- **OBJECTIVE**
Reproduce the full listing below unchanged, apart from the pictures.

- **SOURCE DATA**

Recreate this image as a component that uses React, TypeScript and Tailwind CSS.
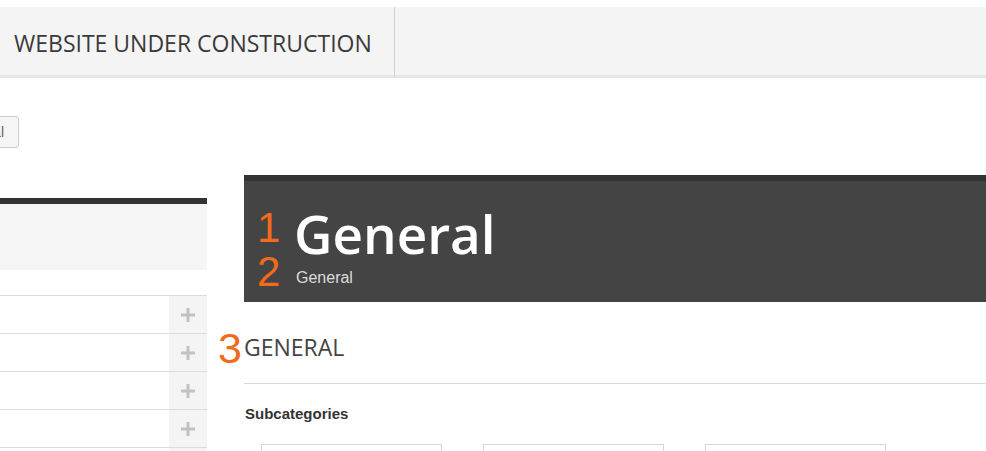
import React from 'react';

const PlusIcon: React.FC = () => (
  <svg viewBox="0 0 14 14" className="w-[14px] h-[14px]" fill="#c2c2c2">
    <rect x="5.5" y="0" width="3" height="14" />
    <rect x="0" y="5.5" width="14" height="3" />
  </svg>
);

const SideRow: React.FC = () => (
  <div className="flex h-[38px] border-t border-[#dcdcdc]">
    <div className="flex-1" />
    <div className="w-[38px] bg-[#f4f4f4] flex items-center justify-center">
      <PlusIcon />
    </div>
  </div>
);

const SubCard: React.FC = () => (
  <div className="w-[181px] h-[60px] border border-[#d6d6d6] bg-white" />
);

const App: React.FC = () => {
  return (
    <div className="w-[986px] h-[451px] overflow-hidden bg-white font-['Liberation_Sans',Arial,sans-serif]">
      <div className="pt-[7px]">
        <header className="h-[71px] bg-[#f4f4f4] border-b-[3px] border-[#e6e6e6] flex">
          <div className="w-[395px] border-r border-[#cfcfcf] flex items-center pl-[14px] -mb-[3px]">
            <span className="font-['Open_Sans',sans-serif] text-[23px] text-[#3a3a3a] leading-none pt-[2px]">
              WEBSITE UNDER CONSTRUCTION
            </span>
          </div>
        </header>
      </div>

      <div className="flex">
        {/* sidebar, partly cut off on the left */}
        <aside className="w-[207px] shrink-0">
          <div className="mt-[38px] h-[32px] flex">
            <button className="w-[81px] -ml-[62px] h-[32px] border border-[#cccccc] bg-[#f5f5f5] rounded-[3px] text-[14px] text-[#666] text-right pr-[14px] shrink-0">
              General
            </button>
          </div>
          <div className="mt-[50px] border-t-[6px] border-[#333333]">
            <div className="h-[66px] bg-[#f5f5f5]" />
            <div className="mt-[25px]">
              <SideRow />
              <SideRow />
              <SideRow />
              <SideRow />
              <SideRow />
            </div>
          </div>
        </aside>

        {/* main content */}
        <main className="ml-[37px] flex-1 mt-[97px]">
          <div className="h-[127px] bg-[#444444] border-t-[6px] border-[#333333] flex pt-[25px]">
            <div className="w-[50px] pl-[13px] flex flex-col text-[#f26a1b] text-[42px] leading-none">
              <span className="mt-[1px]">1</span>
              <span className="mt-[2px]">2</span>
            </div>
            <div className="flex flex-col">
              <h1 className="font-['Open_Sans',sans-serif] font-semibold text-[53px] leading-none text-white pt-[1px]">
                General
              </h1>
              <span className="mt-[10px] ml-[2px] text-[16px] leading-none text-[#dcdcdc]">General</span>
            </div>
          </div>

          <div className="mt-[25px] flex items-start">
            <span className="-ml-[26px] w-[26px] text-[43px] leading-none text-[#f26a1b]">3</span>
            <h2 className="mt-[9px] font-['Open_Sans',sans-serif] text-[23px] leading-none text-[#444]">GENERAL</h2>
          </div>

          <div className="mt-[13px] border-t border-[#d9d9d9]" />

          <h3 className="mt-[22px] ml-[1px] text-[15px] font-bold leading-none text-[#333]">Subcategories</h3>

          <div className="mt-[23px] ml-[17px] flex gap-[41px]">
            <SubCard />
            <SubCard />
            <SubCard />
          </div>
        </main>
      </div>
    </div>
  );
};

export default App;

- **ANSWER TO THIS PROBLEM**
Recreate this image as a component that uses React, TypeScript and Tailwind CSS.
import React from 'react';

const PlusIcon: React.FC = () => (
  <svg viewBox="0 0 14 14" className="w-[14px] h-[14px]" fill="#c2c2c2">
    <rect x="5.5" y="0" width="3" height="14" />
    <rect x="0" y="5.5" width="14" height="3" />
  </svg>
);

const SideRow: React.FC = () => (
  <div className="flex h-[38px] border-t border-[#dcdcdc]">
    <div className="flex-1" />
    <div className="w-[38px] bg-[#f4f4f4] flex items-center justify-center">
      <PlusIcon />
    </div>
  </div>
);

const SubCard: React.FC = () => (
  <div className="w-[181px] h-[60px] border border-[#d6d6d6] bg-white" />
);

const App: React.FC = () => {
  return (
    <div className="w-[986px] h-[451px] overflow-hidden bg-white font-['Liberation_Sans',Arial,sans-serif]">
      <div className="pt-[7px]">
        <header className="h-[71px] bg-[#f4f4f4] border-b-[3px] border-[#e6e6e6] flex">
          <div className="w-[395px] border-r border-[#cfcfcf] flex items-center pl-[14px] -mb-[3px]">
            <span className="font-['Open_Sans',sans-serif] text-[23px] text-[#3a3a3a] leading-none pt-[2px]">
              WEBSITE UNDER CONSTRUCTION
            </span>
          </div>
        </header>
      </div>

      <div className="flex">
        {/* sidebar, partly cut off on the left */}
        <aside className="w-[207px] shrink-0">
          <div className="mt-[38px] h-[32px] flex">
            <button className="w-[81px] -ml-[62px] h-[32px] border border-[#cccccc] bg-[#f5f5f5] rounded-[3px] text-[14px] text-[#666] text-right pr-[14px] shrink-0">
              General
            </button>
          </div>
          <div className="mt-[50px] border-t-[6px] border-[#333333]">
            <div className="h-[66px] bg-[#f5f5f5]" />
            <div className="mt-[25px]">
              <SideRow />
              <SideRow />
              <SideRow />
              <SideRow />
              <SideRow />
            </div>
          </div>
        </aside>

        {/* main content */}
        <main className="ml-[37px] flex-1 mt-[97px]">
          <div className="h-[127px] bg-[#444444] border-t-[6px] border-[#333333] flex pt-[25px]">
            <div className="w-[50px] pl-[13px] flex flex-col text-[#f26a1b] text-[42px] leading-none">
              <span className="mt-[1px]">1</span>
              <span className="mt-[2px]">2</span>
            </div>
            <div className="flex flex-col">
              <h1 className="font-['Open_Sans',sans-serif] font-semibold text-[53px] leading-none text-white pt-[1px]">
                General
              </h1>
              <span className="mt-[10px] ml-[2px] text-[16px] leading-none text-[#dcdcdc]">General</span>
            </div>
          </div>

          <div className="mt-[25px] flex items-start">
            <span className="-ml-[26px] w-[26px] text-[43px] leading-none text-[#f26a1b]">3</span>
            <h2 className="mt-[9px] font-['Open_Sans',sans-serif] text-[23px] leading-none text-[#444]">GENERAL</h2>
          </div>

          <div className="mt-[13px] border-t border-[#d9d9d9]" />

          <h3 className="mt-[22px] ml-[1px] text-[15px] font-bold leading-none text-[#333]">Subcategories</h3>

          <div className="mt-[23px] ml-[17px] flex gap-[41px]">
            <SubCard />
            <SubCard />
            <SubCard />
          </div>
        </main>
      </div>
    </div>
  );
};

export default App;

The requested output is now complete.